Place one large, or two small, beef bones into a large crock pot. Fill with enough purified water to cover bones by 1 inch (3-5 qts?). Add 2 Tb. red wine (vinegar can be used, but I find that it fights the beef flavor); this acidifies the water and causes more leaching of minerals from the bones.

Turn the crock pot on high. After an hour or two, when you notice that the water has heated thoroughly, turn down the crock pot to low, and let slow cook for 24-48 hours. If you see skum form on the top of the broth during cooking, carefully skim away and discard. If the marrow of the bone is exposed from the bone cut, you will notice after a day that it has become soft. Scoop it from the bone, mash into the broth, and continue to cook it down.

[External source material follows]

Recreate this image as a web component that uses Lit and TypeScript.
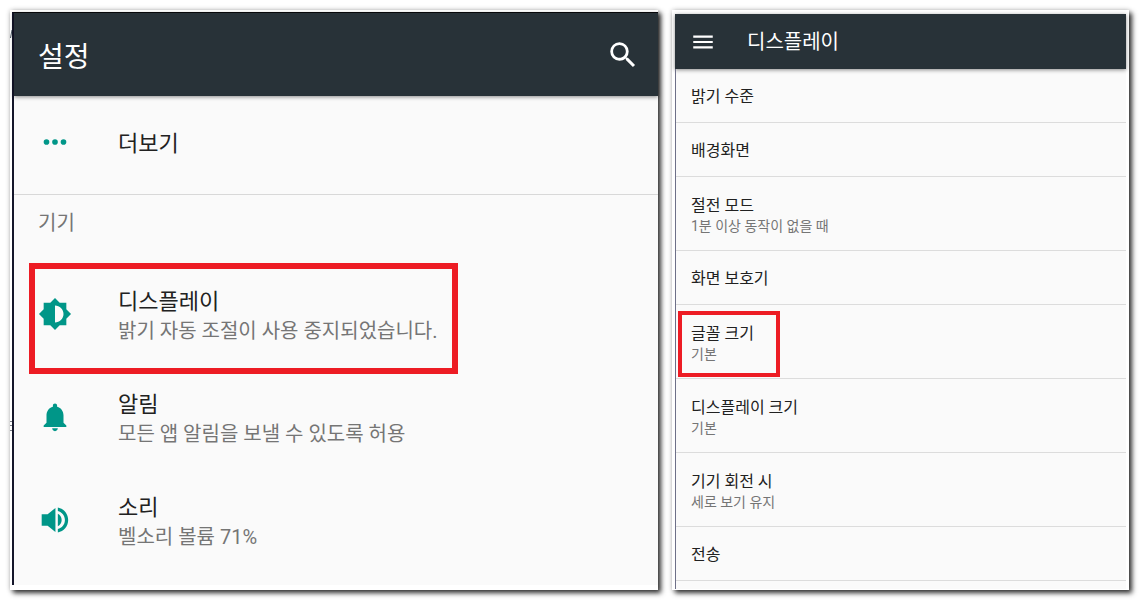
import { LitElement, html, css, svg, nothing } from "lit";
import { customElement, property } from "lit/decorators.js";

const FONT = css`Roboto, "Noto Sans CJK KR", sans-serif`;

const ICONS: Record<string, string> = {
  more: "M6 10a2 2 0 1 0 0 4 2 2 0 0 0 0-4zm6 0a2 2 0 1 0 0 4 2 2 0 0 0 0-4zm6 0a2 2 0 1 0 0 4 2 2 0 0 0 0-4z",
  brightness:
    "M20 15.31L23.31 12 20 8.69V4h-4.69L12 .69 8.69 4H4v4.69L.69 12 4 15.31V20h4.69L12 23.31 15.31 20H20v-4.69zM12 18V6c3.31 0 6 2.69 6 6s-2.69 6-6 6z",
  bell: "M12 22c1.1 0 2-.9 2-2h-4c0 1.1.9 2 2 2zm6-6v-5c0-3.07-1.64-5.64-4.5-6.32V4c0-.83-.67-1.5-1.5-1.5s-1.5.67-1.5 1.5v.68C7.63 5.36 6 7.92 6 11v5l-2 2v1h16v-1l-2-2z",
  volume:
    "M2.6 8v8h4.2l5.500 4.500v-17L6.800 8zM14 7.600v8.800c1.600-.8 2.700-2.500 2.700-4.400s-1.100-3.600-2.700-4.400zM14 3.200v2.400c2.900.7 5 3.300 5 6.400s-2.100 5.700-5 6.400v2.400c4.200-.8 7.300-4.400 7.300-8.800S18.200 4 14 3.200z",
  search:
    "M15.5 14h-.79l-.28-.27A6.471 6.471 0 0 0 16 9.500 6.500 6.500 0 1 0 9.500 16c1.610 0 3.090-.59 4.230-1.570l.27.28v.79l5 4.990L20.490 19l-4.990-5zm-6 0C7.010 14 5 11.990 5 9.500S7.010 5 9.500 5 14 7.010 14 9.500 11.990 14 9.500 14z",
  menu: "M3 18h18v-2H3v2zm0-5h18v-2H3v2zm0-7v2h18V6H3z",
};

@customElement("md-icon")
class MdIcon extends LitElement {
  static styles = css`
    :host {
      display: block;
      width: 34px;
      height: 34px;
      flex: none;
    }
    .glyph {
      display: block;
      width: 100%;
      height: 100%;
      fill: currentColor;
    }
  `;
  @property() name = "";
  render() {
    return html`<svg class="glyph" viewBox="0 0 24 24" aria-hidden="true">
      ${svg`<path d=${ICONS[this.name] ?? ""}></path>`}
    </svg>`;
  }
}

interface Entry {
  title: string;
  sub?: string;
  icon?: string;
  marked?: boolean;
}

const DEVICE: Entry[] = [
  { title: "디스플레이", sub: "밝기 자동 조절이 사용 중지되었습니다.", icon: "brightness", marked: true },
  { title: "알림", sub: "모든 앱 알림을 보낼 수 있도록 허용", icon: "bell" },
  { title: "소리", sub: "벨소리 볼륨 71%", icon: "volume" },
];

const DISPLAY: Entry[] = [
  { title: "밝기 수준" },
  { title: "배경화면" },
  { title: "절전 모드", sub: "1분 이상 동작이 없을 때" },
  { title: "화면 보호기" },
  { title: "글꼴 크기", sub: "기본", marked: true },
  { title: "디스플레이 크기", sub: "기본" },
  { title: "기기 회전 시", sub: "세로 보기 유지" },
  { title: "전송" },
];

const shared = css`
  :host {
    display: flex;
    flex-direction: column;
    background: #fafafa;
    color: #212121;
    font-family: ${FONT};
  }
  .bar {
    display: flex;
    align-items: center;
    box-sizing: border-box;
    background: #283238;
    color: #fff;
    box-shadow: 0 1px 4px rgba(0, 0, 0, 0.45);
  }
  .heading {
    margin: 0;
    font-weight: 400;
  }
  .action {
    display: block;
    padding: 0;
    border: 0;
    background: none;
    color: inherit;
  }
  .list {
    list-style: none;
    margin: 0;
    padding: 0;
  }
  .item {
    position: relative;
  }
  .link {
    display: flex;
    align-items: center;
    box-sizing: border-box;
    color: inherit;
    text-decoration: none;
  }
  .title,
  .sub {
    display: block;
    white-space: nowrap;
  }
  .sub {
    color: #757575;
  }
  .mark {
    position: absolute;
    box-sizing: border-box;
    border: solid #ed1c24;
    pointer-events: none;
  }
`;

@customElement("settings-screen")
class SettingsScreen extends LitElement {
  static styles = [
    shared,
    css`
      :host {
        border-top: 1px solid #08090c;
        border-left: 2px solid #14162a;
      }
      .bar {
        height: 83px;
        padding: 0 18px 0 24px;
        justify-content: space-between;
      }
      .heading {
        padding-top: 6px;
        font-size: 28px;
        line-height: 40px;
      }
      .link {
        height: 103px;
        padding: 0 0 2px 24px;
        gap: 46px;
      }
      .link.first {
        height: 98px;
        padding-bottom: 6px;
      }
      .link md-icon {
        color: #009688;
      }
      .text {
        padding-top: 4px;
      }
      .title {
        font-size: 22px;
        line-height: 30px;
      }
      .sub {
        font-size: 20px;
        line-height: 28px;
      }
      .label {
        margin: 0;
        padding: 14px 24px 26px;
        border-top: 1px solid #d8d8d8;
        font-size: 20px;
        font-weight: 400;
        line-height: 28px;
        color: #757575;
      }
      .devices {
        padding-bottom: 13px;
      }
      .mark {
        left: 15px;
        top: 0;
        width: 429px;
        height: 111px;
        border-width: 6px;
      }
    `,
  ];
  row(e: Entry, first = false) {
    return html`<li class="item">
      <a class=${first ? "link first" : "link"} href="#">
        <md-icon name=${e.icon ?? ""}></md-icon>
        <span class="text">
          <span class="title">${e.title}</span>
          ${e.sub ? html`<span class="sub">${e.sub}</span>` : nothing}
        </span>
      </a>
      ${e.marked ? html`<span class="mark"></span>` : nothing}
    </li>`;
  }
  render() {
    return html`
      <header class="bar">
        <h1 class="heading">설정</h1>
        <button class="action" aria-label="검색"><md-icon name="search"></md-icon></button>
      </header>
      <ul class="list">${this.row({ title: "더보기", icon: "more" }, true)}</ul>
      <h2 class="label">기기</h2>
      <ul class="list devices">${DEVICE.map((e) => this.row(e))}</ul>
    `;
  }
}

@customElement("display-screen")
class DisplayScreen extends LitElement {
  static styles = [
    shared,
    css`
      .bar {
        height: 55px;
        padding: 0 15px;
        gap: 31px;
      }
      .action md-icon {
        width: 26px;
        height: 26px;
      }
      .heading {
        font-size: 20px;
        line-height: 28px;
      }
      .list {
        flex: 1;
        border-left: 1px solid #6e7088;
      }
      .link {
        height: 54px;
        padding: 2px 0 0 15px;
        border-bottom: 1px solid #dcdcdc;
      }
      .link.tall {
        height: 74px;
      }
      .title {
        font-size: 16px;
        line-height: 22px;
      }
      .sub {
        font-size: 14px;
        line-height: 18px;
      }
      .mark {
        left: 2px;
        top: 6px;
        width: 102px;
        height: 66px;
        border-width: 4px;
      }
    `,
  ];
  render() {
    return html`
      <header class="bar">
        <button class="action" aria-label="메뉴"><md-icon name="menu"></md-icon></button>
        <h1 class="heading">디스플레이</h1>
      </header>
      <ul class="list">
        ${DISPLAY.map(
          (e) => html`<li class="item">
            <a class=${e.sub ? "link tall" : "link"} href="#">
              <span>
                <span class="title">${e.title}</span>
                ${e.sub ? html`<span class="sub">${e.sub}</span>` : nothing}
              </span>
            </a>
            ${e.marked ? html`<span class="mark"></span>` : nothing}
          </li>`
        )}
      </ul>
    `;
  }
}

@customElement("app-root")
class AppRoot extends LitElement {
  static styles = css`
    :host {
      display: grid;
      grid-template-columns: 648fr 457fr;
      gap: 14px;
      padding: 10px 12px 11px 10px;
      background: #fff;
    }
    .card {
      position: relative;
      display: flex;
      flex-direction: column;
      box-sizing: border-box;
      background: #fff;
      box-shadow:
        3px 3px 5px rgba(0, 0, 0, 0.8),
        0 0 5px rgba(0, 0, 0, 0.2);
    }
    .left {
      padding: 2px 0 5px 2px;
    }
    .right {
      padding: 4px 3px 1px;
    }
    .card > settings-screen,
    .card > display-screen {
      flex: 1;
    }
    .edge {
      position: absolute;
      left: 0;
      top: 0;
      width: 2px;
      height: 500px;
    }
  `;
  render() {
    return html`
      <section class="card left">
        <svg class="edge" viewBox="0 0 2 500" aria-hidden="true">
          <path d="M2 20L.5 28" stroke="#4a5560" fill="none" />
          <path d="M0 411.500h2M0 415.500h2M0 420.500h2" stroke="#7b7f88" fill="none" />
        </svg>
        <settings-screen></settings-screen>
      </section>
      <section class="card right"><display-screen></display-screen></section>
    `;
  }
}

When the broth is finished, you should notice that the bones have seemed to shrink slightly in size, and that they appear quite porous as so much of their minerals have been leached into the broth. Remove bones with a slotted spoon, and discard. Place a sieve over a funnel fitted into a quart size glass canning jar. Ladle broth through sieve into jar, leaving about 1.5 inches at the top. Continue to fill additional jars until all broth is stored; cover and refrigerate overnight. In the morning, you will notice a hardened white layer at the top in each jar; this is fat, and may be removed with a spoon and discarded. As you remove it, you’ll notice that the broth under it is actually Jello-like in consistency. This is caused by the minerals and gelatin which are suspended in water.

Freeze all the jars of broth which you will not use within the next 2 days. Defrost in the refrigerator 1 day prior to use.

Beef broth is the basis for beef flavored soups, including my favorite, French Onion Soup, and can be used for sauces, glazes, and gravies.